Of What Is God Inordinately Fond?
We added a new small exhibit to the Biblical Museum of Natural History. The four inhabitants are called George, Paul, John, and Ringo. They are the beetles.
These are sun beetles - richly colored in burgundy and yellow, with wing-cases that have the consistency of velvet. I am enormously fond of them, and much to my delight, they have started breeding.
At the moment, I am intensively planning the new museum building, into which we will be moving in a few months. This involves some reorganization of exhibits, as well as adding many new exhibits. Currently, all our insects and invertebrates, dead and alive, are housed in the Insect section of the Kashrut Exhibit. But in the new building, it will be different. The Hall of Kashrut will only feature kosher insects - i.e. our locust colony - while the Hall of Small Animals will include an Insect Zoo, featuring the insects of the Torah (which will be a combination of live exhibits plus super-size models).

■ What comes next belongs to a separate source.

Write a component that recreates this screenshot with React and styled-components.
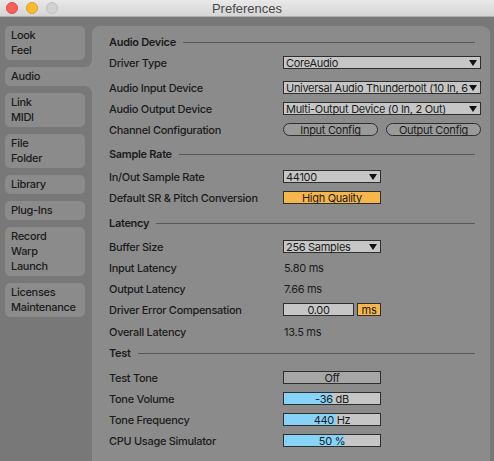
import React from "react";
import styled, { createGlobalStyle } from "styled-components";

const PANEL = "#8b8b8b";
const BACK = "#787878";
const INK = "#1b1b1b";

const GlobalStyle = createGlobalStyle`
  html, body {
    margin: 0;
    padding: 0;
    background: ${BACK};
  }
  * {
    box-sizing: border-box;
  }
`;

const Window = styled.div`
  width: 494px;
  height: 461px;
  overflow: hidden;
  display: flex;
  flex-direction: column;
  background: ${BACK};
  font-family: Inter, "Noto Sans", sans-serif;
  letter-spacing: -0.3px;
  color: ${INK};
`;

const TitleBar = styled.div`
  height: 17px;
  flex: none;
  display: flex;
  align-items: center;
  position: relative;
  background: linear-gradient(#e9e9e9, #d5d5d5);
  border-bottom: 1px solid #b0b0b0;
`;

const Lights = styled.div`
  display: flex;
  gap: 8px;
  padding-left: 6px;
`;

const Light = styled.span`
  width: 12px;
  height: 12px;
  border-radius: 50%;
  background: ${(p) => p.$c};
  border: 0.5px solid ${(p) => p.$b};
`;

const Title = styled.div`
  position: absolute;
  left: 0;
  right: 0;
  text-align: center;
  font-family: "Liberation Sans", Arial, sans-serif;
  font-size: 13px;
  letter-spacing: 0;
  color: #4a4a4a;
  pointer-events: none;
`;

const Body = styled.div`
  flex: 1;
  display: flex;
  min-height: 0;
`;

const Sidebar = styled.div`
  width: 92px;
  flex: none;
  padding: 9px 0 0 5px;
  display: flex;
  flex-direction: column;
  gap: 7px;
`;

const Tab = styled.div`
  position: relative;
  width: ${(p) => (p.$active ? "87px" : "80px")};
  padding: 2px 6px 2px 6px;
  background: ${PANEL};
  border-radius: ${(p) => (p.$active ? "5px 0 0 5px" : "5px")};
  font-size: 11px;
  font-weight: 500;
  line-height: 15px;

  ${(p) =>
    p.$active &&
    `
    &::before, &::after {
      content: "";
      position: absolute;
      right: 0;
      width: 7px;
      height: 7px;
    }
    &::before {
      top: -7px;
      background: radial-gradient(circle at 0 0, transparent 6.5px, ${PANEL} 7px);
    }
    &::after {
      bottom: -7px;
      background: radial-gradient(circle at 0 100%, transparent 6.5px, ${PANEL} 7px);
    }
  `}
`;

const Panel = styled.div`
  flex: 1;
  margin: 9px 4px 0 0;
  background: ${PANEL};
  border-radius: 8px 8px 0 0;
  padding: 6px 9px 0 17px;
  display: flex;
  flex-direction: column;
`;

const Header = styled.div`
  height: 20px;
  margin-top: ${(p) => p.$mt || 0}px;
  margin-right: 6px;
  display: flex;
  align-items: center;
  gap: 7px;
  font-size: 11px;
  font-weight: 600;

  &::after {
    content: "";
    flex: 1;
    height: 1px;
    background: #585858;
  }
`;

const Row = styled.div`
  height: 21px;
  margin-top: ${(p) => p.$mt || 0}px;
  display: grid;
  grid-template-columns: 174px 1fr;
  align-items: center;
  font-size: 11px;
`;

const Label = styled.div`
  font-weight: 500;
  white-space: nowrap;
`;

const Controls = styled.div`
  display: flex;
  align-items: center;
  gap: ${(p) => p.$gap || 0}px;
`;

const Box = styled.div`
  width: ${(p) => p.$w}px;
  height: 13px;
  border: 1px solid #2e2e2e;
  display: flex;
  align-items: center;
  justify-content: ${(p) => (p.$center ? "center" : "flex-start")};
  padding: 0 2px;
  font-size: 11px;
  white-space: nowrap;
  background: ${(p) => p.$bg || "#c6c6c6"};
`;

const SelectText = styled.span`
  flex: 1;
  min-width: 0;
  overflow-x: clip;
  overflow-y: visible;
  line-height: normal;
`;

const Arrow = styled.span`
  flex: none;
  width: 0;
  height: 0;
  margin-left: 1px;
  margin-right: 1px;
  border-left: 4px solid transparent;
  border-right: 4px solid transparent;
  border-top: 6px solid #111;
`;

const Meter = styled(Box)`
  justify-content: center;
  background: linear-gradient(
    to right,
    #87d3f8 ${(p) => p.$fill}%,
    #c6c6c6 ${(p) => p.$fill}%
  );
`;

const Pill = styled.div`
  width: ${(p) => p.$w}px;
  height: 13px;
  border: 1px solid #2e2e2e;
  border-radius: 6.5px;
  background: #9a9a9a;
  display: flex;
  align-items: center;
  justify-content: center;
  font-size: 11px;
`;

const Value = styled.div`
  padding-left: 1px;
`;

const Select = ({ w, children }) => (
  <Box $w={w}>
    <SelectText>{children}</SelectText>
    <Arrow />
  </Box>
);

const tabs = [
  ["Look", "Feel"],
  ["Audio"],
  ["Link", "MIDI"],
  ["File", "Folder"],
  ["Library"],
  ["Plug-Ins"],
  ["Record", "Warp", "Launch"],
  ["Licenses", "Maintenance"],
];

const ORANGE = "#f7b64b";

export default function App() {
  return (
    <>
      <GlobalStyle />
      <Window>
        <TitleBar>
          <Lights>
            <Light $c="#fc5f57" $b="#de4a42" />
            <Light $c="#fdbc2e" $b="#de9f22" />
            <Light $c="#d2d2d2" $b="#bdbdbd" />
          </Lights>
          <Title>Preferences</Title>
        </TitleBar>
        <Body>
          <Sidebar>
            {tabs.map((t) => (
              <Tab key={t[0]} $active={t[0] === "Audio"}>
                {t.map((line) => (
                  <div key={line}>{line}</div>
                ))}
              </Tab>
            ))}
          </Sidebar>
          <Panel>
            <Header>Audio Device</Header>
            <Row>
              <Label>Driver Type</Label>
              <Select w={198}>CoreAudio</Select>
            </Row>
            <Row $mt={4}>
              <Label>Audio Input Device</Label>
              <Select w={198}>Universal Audio Thunderbolt (10 In, 6 Out)</Select>
            </Row>
            <Row>
              <Label>Audio Output Device</Label>
              <Select w={198}>Multi-Output Device (0 In, 2 Out)</Select>
            </Row>
            <Row>
              <Label>Channel Configuration</Label>
              <Controls $gap={8}>
                <Pill $w={95}>Input Config</Pill>
                <Pill $w={95}>Output Config</Pill>
              </Controls>
            </Row>

            <Header $mt={4}>Sample Rate</Header>
            <Row $mt={2}>
              <Label>In/Out Sample Rate</Label>
              <Select w={98}>44100</Select>
            </Row>
            <Row>
              <Label>Default SR &amp; Pitch Conversion</Label>
              <Box $w={98} $center $bg={ORANGE}>
                High Quality
              </Box>
            </Row>

            <Header $mt={5}>Latency</Header>
            <Row $mt={3}>
              <Label>Buffer Size</Label>
              <Select w={98}>256 Samples</Select>
            </Row>
            <Row>
              <Label>Input Latency</Label>
              <Value>5.80 ms</Value>
            </Row>
            <Row>
              <Label>Output Latency</Label>
              <Value>7.66 ms</Value>
            </Row>
            <Row>
              <Label>Driver Error Compensation</Label>
              <Controls $gap={3}>
                <Box $w={71} $center>
                  0.00
                </Box>
                <Box $w={24} $center $bg={ORANGE}>
                  ms
                </Box>
              </Controls>
            </Row>
            <Row $mt={1}>
              <Label>Overall Latency</Label>
              <Value>13.5 ms</Value>
            </Row>

            <Header $mt={1}>Test</Header>
            <Row $mt={4}>
              <Label>Test Tone</Label>
              <Box $w={98} $center $bg="#a6a6a6">
                Off
              </Box>
            </Row>
            <Row>
              <Label>Tone Volume</Label>
              <Meter $w={98} $fill={50}>
                -36 dB
              </Meter>
            </Row>
            <Row>
              <Label>Tone Frequency</Label>
              <Meter $w={98} $fill={54}>
                440 Hz
              </Meter>
            </Row>
            <Row>
              <Label>CPU Usage Simulator</Label>
              <Meter $w={98} $fill={62}>
                50 %
              </Meter>
            </Row>
          </Panel>
        </Body>
      </Window>
    </>
  );
}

Now, the insects mentioned in the Torah include ants, bees, hornets, fleas, scorpions, lice, spiders (debatably), silkworms (indirectly), millipedes, Kermes echinatus (the tolaat shani), and worms. But no beetles!
But the beetles are too special not to exhibit. And so I was trying to think of a way that it makes sense to display them. Then I remembered something!
There is a famous story, possibly apocryphal, about the distinguished British biologist J.B. Haldane. Once, he found himself in the company of a group of theologians, and they asked him what one could conclude as to the nature of the Creator from a study of His creations. Haldane is said to have answered that the Creator apparently has “an inordinate fondness for beetles.”
There's only about four thousand species of mammals, and 9000 birds. There's about 300,000 species of plants. But there are over 350,000 species of beetles that have already been identified - and it is estimated that the total number of beetle species may be one and a half million.
Whether one believes that God created every species separately, or employed creative wisdom to enable them to evolve from a common ancestor, the end result is that He seems to have delighted in there being a very, very lot of different types of beetles.
Thus, the perfect place in the museum to exhibit beetles is in the Hall of Wonders. That hall will exhibit awesome species such as the elephant, and extraordinary creatures such as the duck-billed platypus, but it will also include an exhibit on the sheer richness of the natural world. There is Mah gadlu maasecha Hashem, "How great are Your works," and there is Mah rabu maasecha Hashem - "How manifold are Your works." The wonder of God's universe is not just in its extraordinary creatures, but also in the sheer rich diversity of them.
And what better creatures to illustrate that richness than beetles?